THE BARBED CROWN, by William Dietrich

6/series. The intrepid, forever-in-trouble-up-to-his-ears Ethan Gage, frontier marksman and sometimes confidante of Napoleon Bonaparte, is once again at the helm of a ship heading for a reef. Literally. This time he's sneaking back into France, intent upon avenging his beloved family's death: both the deliciously ornery Astiza and their son Horus (Harry) have died and Gage wants revenge. The gorgeous French aristo at his side wants something, too, but increasingly Gage isn't sure their aims are similar.

DEAL BREAKER, by Harlan Coben

1/series.

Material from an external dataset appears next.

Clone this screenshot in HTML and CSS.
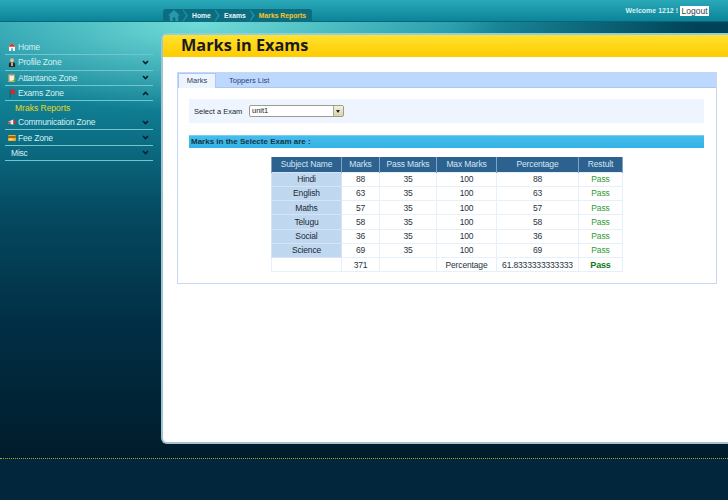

If you're looking for a great author with a finely-tuned sense of the absurd, tight-as-a-new-boot plots, and sidekicks worthy of Oscars, Harlan Coben is your guy. And Myron Bolitar, 6'6" ex-basketball superstar, mensch, and sports agent is a lead character to love. Myron's new client, Christian Steele, an engaging, humble, photogenic quarterback just breaking in to the big time, is beset by problems, chief among them the disappearance the year before of his fiancee. Myron, a hands-on agent who gets involved in his clients' lives like a substitute father, copes with sleazy team owners, even sleazier porn mag publishers, a stunningly gorgeous ex-girlfriend, and Esperanza, ex-wrestler and business associate who pulls no punches. And then there's Win, once Mryon's FBI sidekick, now gone a bit over the edge. By now, this series has nearly a dozen books and a devoted following; join the throng and enjoy. It's a 5.